GDPR compliance can be straightforward but take it seriously
It is almost impossible to ignore that GDPR compliance is a hot topic right now and companies are taking it very seriously, which is understandable. In fact I recently received an email asking if, “due to GDPR compliance” they could “keep my email”. I think this particular individual (or company, if this is a business directive) may be over-doing it a bit. I would argue that as I sent the original email I have provided the required “explicit consent”. However, this email exchange serves to make a point, it demonstrates just how seriously people are taking this.
Here are some common sense tips around GDPR compliance:
- You’ll probably need a team to help with this project to ensure it gets the focus it needs. I would recommend establishing a team leader for this.
- GDPR compliance relates to personal information so it is important to understand what data you have and that it’s “personal”. It includes more than just names and email addresses. It is anything that can be used to identify a person; an IP address is a modern example of personal information.
- Make sure you ask permission to retain a consumer’s personal information, and make sure you only retain their records for one year. Unless of course you get re-consent/permission to continue, this can include continued engagement depending on what your business does.
- Deal with unsubscribes and opt-outs quickly.
- Secure your personal data with modern encryption methods.
- Ensure that the only employees that need to have access to personal data can do so. This will also prevent data theft from disgruntled employees.

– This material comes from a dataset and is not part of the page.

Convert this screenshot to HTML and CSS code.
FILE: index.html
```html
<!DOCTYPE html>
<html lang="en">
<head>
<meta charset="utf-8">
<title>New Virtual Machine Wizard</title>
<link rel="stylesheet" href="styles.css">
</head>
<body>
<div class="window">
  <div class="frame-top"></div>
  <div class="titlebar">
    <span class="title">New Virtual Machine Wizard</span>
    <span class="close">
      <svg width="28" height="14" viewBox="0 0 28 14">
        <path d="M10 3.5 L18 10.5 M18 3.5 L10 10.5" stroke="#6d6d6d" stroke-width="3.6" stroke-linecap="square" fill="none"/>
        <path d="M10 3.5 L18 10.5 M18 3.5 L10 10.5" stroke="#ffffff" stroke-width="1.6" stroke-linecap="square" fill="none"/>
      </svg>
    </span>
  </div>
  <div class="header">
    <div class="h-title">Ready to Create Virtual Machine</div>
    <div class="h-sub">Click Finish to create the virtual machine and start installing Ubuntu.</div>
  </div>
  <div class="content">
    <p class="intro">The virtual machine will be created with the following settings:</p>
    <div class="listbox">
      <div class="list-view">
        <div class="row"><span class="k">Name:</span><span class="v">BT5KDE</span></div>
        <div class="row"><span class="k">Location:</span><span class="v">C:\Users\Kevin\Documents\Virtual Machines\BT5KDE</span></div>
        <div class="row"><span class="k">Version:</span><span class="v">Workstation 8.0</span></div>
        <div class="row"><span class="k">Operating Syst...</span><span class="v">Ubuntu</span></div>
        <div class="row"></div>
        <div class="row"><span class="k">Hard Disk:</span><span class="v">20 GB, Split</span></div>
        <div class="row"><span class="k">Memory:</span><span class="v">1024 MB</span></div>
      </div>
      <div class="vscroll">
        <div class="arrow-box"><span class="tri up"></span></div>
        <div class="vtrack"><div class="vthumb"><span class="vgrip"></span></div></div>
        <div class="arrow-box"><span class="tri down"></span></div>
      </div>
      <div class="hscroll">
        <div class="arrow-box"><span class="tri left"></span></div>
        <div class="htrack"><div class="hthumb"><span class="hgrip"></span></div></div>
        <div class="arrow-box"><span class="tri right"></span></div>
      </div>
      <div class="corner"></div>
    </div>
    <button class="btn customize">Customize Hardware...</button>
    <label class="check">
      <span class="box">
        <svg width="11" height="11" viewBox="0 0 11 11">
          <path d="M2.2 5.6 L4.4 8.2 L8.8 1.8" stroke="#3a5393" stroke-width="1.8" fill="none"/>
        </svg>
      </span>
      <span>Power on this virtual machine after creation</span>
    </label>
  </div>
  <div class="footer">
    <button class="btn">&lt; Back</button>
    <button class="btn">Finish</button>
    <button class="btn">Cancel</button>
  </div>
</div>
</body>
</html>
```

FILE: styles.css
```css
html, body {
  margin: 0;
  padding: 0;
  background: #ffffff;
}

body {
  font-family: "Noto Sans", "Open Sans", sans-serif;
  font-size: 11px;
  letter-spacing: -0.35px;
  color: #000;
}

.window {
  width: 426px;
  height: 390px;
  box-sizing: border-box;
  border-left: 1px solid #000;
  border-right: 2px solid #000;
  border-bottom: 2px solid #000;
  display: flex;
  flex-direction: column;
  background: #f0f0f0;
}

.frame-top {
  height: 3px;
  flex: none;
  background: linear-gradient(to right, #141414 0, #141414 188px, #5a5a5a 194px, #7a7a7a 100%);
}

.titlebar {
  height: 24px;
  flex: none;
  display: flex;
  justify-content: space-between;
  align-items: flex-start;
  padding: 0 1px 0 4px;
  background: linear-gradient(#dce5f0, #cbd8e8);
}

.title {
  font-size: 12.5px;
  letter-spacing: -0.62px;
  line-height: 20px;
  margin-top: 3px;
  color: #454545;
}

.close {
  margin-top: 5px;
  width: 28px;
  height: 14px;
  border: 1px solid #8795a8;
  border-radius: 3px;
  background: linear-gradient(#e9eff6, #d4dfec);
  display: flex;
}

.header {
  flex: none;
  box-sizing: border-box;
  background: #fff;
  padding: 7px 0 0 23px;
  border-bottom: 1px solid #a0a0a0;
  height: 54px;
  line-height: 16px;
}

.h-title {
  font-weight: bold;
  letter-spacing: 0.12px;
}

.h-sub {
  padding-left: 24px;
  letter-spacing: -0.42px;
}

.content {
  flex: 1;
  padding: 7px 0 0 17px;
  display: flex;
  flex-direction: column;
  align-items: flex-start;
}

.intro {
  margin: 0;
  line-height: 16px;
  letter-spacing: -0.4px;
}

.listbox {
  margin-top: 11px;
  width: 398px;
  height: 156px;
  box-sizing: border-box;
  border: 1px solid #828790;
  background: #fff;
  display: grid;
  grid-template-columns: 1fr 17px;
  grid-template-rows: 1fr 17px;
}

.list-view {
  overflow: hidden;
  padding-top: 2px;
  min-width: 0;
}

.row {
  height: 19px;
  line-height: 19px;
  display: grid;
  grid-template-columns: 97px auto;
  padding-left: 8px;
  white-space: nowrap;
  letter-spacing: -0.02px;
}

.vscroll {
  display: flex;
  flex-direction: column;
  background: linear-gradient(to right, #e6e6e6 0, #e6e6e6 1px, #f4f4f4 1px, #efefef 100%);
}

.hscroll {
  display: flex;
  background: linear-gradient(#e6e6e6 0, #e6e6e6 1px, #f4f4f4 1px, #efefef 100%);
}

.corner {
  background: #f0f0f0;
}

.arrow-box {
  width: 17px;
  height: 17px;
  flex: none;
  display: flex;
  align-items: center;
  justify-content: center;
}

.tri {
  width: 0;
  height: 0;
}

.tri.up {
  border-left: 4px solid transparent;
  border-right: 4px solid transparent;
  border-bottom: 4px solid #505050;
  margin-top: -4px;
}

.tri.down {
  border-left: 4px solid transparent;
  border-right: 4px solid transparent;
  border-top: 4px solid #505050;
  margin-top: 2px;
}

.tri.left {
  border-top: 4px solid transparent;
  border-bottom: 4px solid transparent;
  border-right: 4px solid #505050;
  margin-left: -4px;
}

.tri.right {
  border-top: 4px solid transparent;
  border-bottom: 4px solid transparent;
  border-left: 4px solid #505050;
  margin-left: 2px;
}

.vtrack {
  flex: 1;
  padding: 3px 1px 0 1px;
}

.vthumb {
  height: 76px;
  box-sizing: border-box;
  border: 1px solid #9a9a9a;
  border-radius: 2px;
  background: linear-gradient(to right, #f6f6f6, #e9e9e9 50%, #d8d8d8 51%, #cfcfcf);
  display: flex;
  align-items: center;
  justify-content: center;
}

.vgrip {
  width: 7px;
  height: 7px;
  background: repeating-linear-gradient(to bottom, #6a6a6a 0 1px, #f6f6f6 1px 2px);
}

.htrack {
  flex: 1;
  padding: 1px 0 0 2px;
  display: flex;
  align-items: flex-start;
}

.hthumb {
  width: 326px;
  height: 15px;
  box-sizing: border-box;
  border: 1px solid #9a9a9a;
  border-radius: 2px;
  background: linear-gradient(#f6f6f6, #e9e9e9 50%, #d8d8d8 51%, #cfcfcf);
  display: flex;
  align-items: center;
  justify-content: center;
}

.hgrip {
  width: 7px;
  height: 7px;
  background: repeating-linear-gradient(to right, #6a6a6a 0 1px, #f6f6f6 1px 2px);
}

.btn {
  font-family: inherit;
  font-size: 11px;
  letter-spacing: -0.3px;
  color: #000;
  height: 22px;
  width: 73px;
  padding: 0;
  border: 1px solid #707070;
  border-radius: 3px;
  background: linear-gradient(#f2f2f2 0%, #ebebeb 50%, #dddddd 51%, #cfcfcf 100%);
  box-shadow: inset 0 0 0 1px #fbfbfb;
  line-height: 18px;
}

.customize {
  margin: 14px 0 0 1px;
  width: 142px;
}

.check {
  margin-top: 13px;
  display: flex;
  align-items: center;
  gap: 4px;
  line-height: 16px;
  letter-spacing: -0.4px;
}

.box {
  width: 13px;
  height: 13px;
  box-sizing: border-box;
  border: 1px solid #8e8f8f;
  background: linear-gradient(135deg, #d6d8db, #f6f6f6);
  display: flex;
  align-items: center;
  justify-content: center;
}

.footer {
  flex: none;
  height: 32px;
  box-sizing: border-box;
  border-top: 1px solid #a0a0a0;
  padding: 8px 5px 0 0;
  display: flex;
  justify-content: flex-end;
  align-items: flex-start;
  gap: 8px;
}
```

- Check your commercial agreements as they may need updating. This is particularly important if you are sending data elsewhere including via APIs or into a cloud software.

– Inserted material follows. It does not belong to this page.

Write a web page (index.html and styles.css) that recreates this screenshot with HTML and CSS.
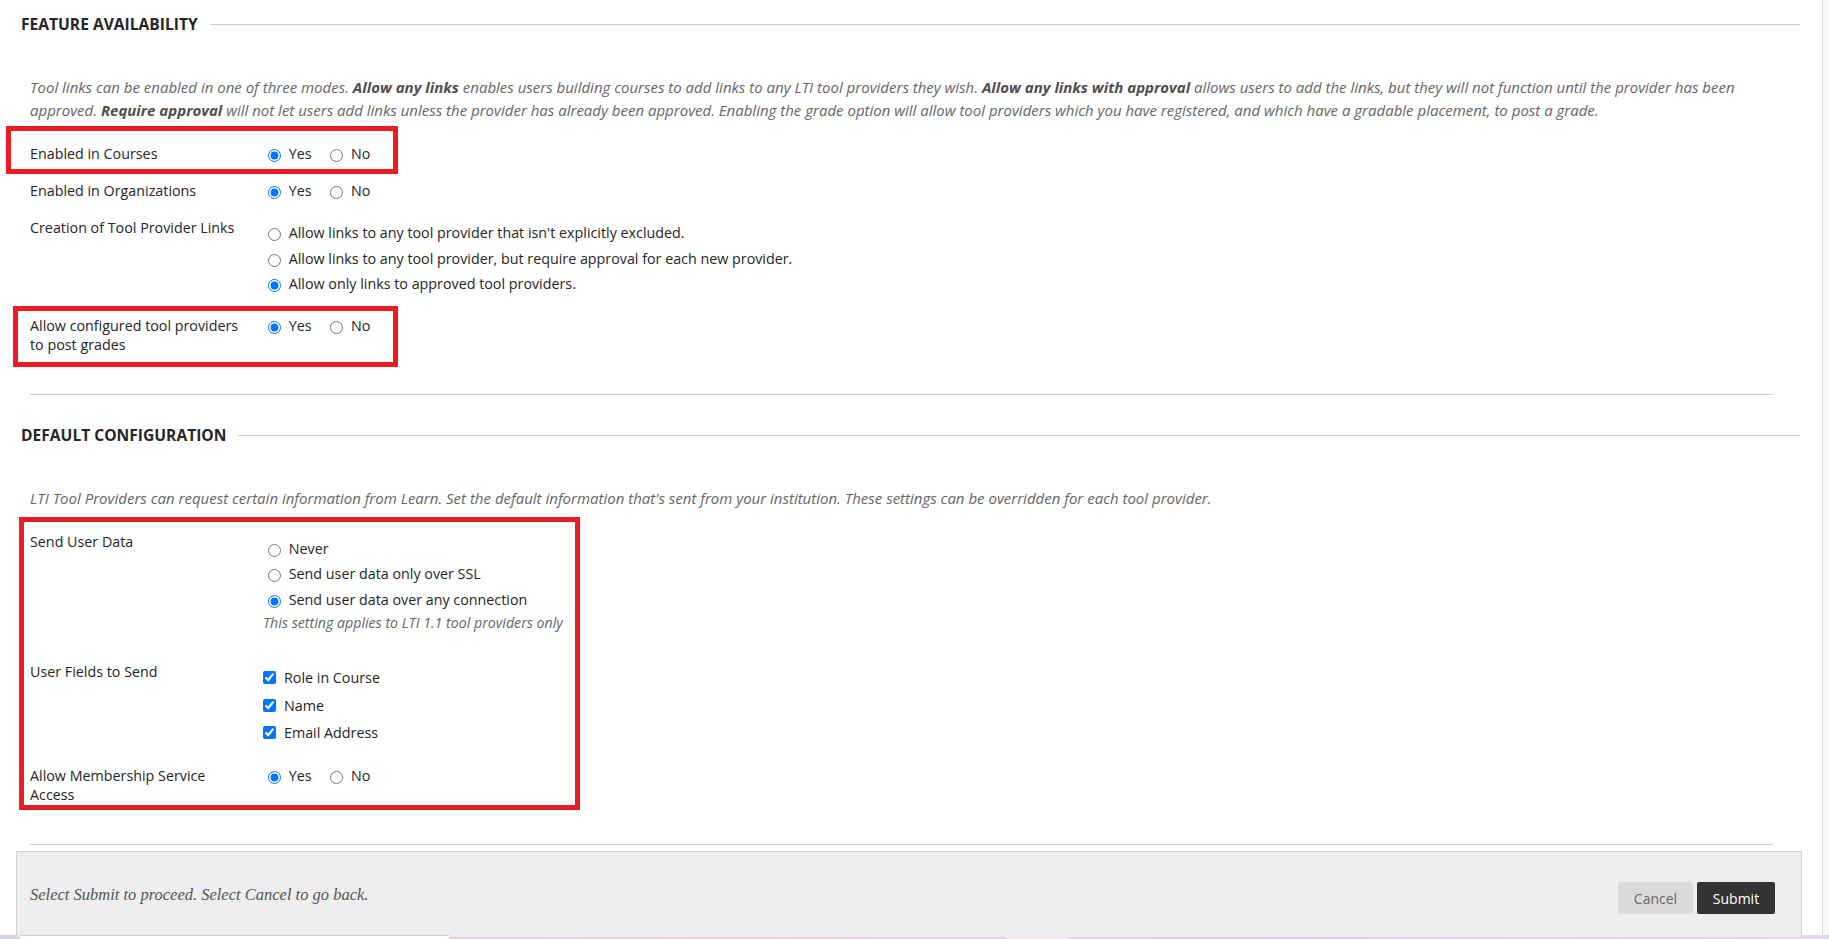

- Check your supplier agreements and solutions. Some of your suppliers will have created additional features for you. For example, if you are a Salesforce customer then you have access to data controls, so speak to your administrators.
- Keep messages clear and be transparent. In the footer of your emails it might be enough to explain that emails are retained for example.
- See what industry specific documentation exists. There are different standards recommendations depending on what your business does.
- Lastly, seek professional advice.
This list is not exhaustive and it represents my basic views and opinions only. GDPR compliance experts will ensure that you are on the right track, and that you don’t overdo it.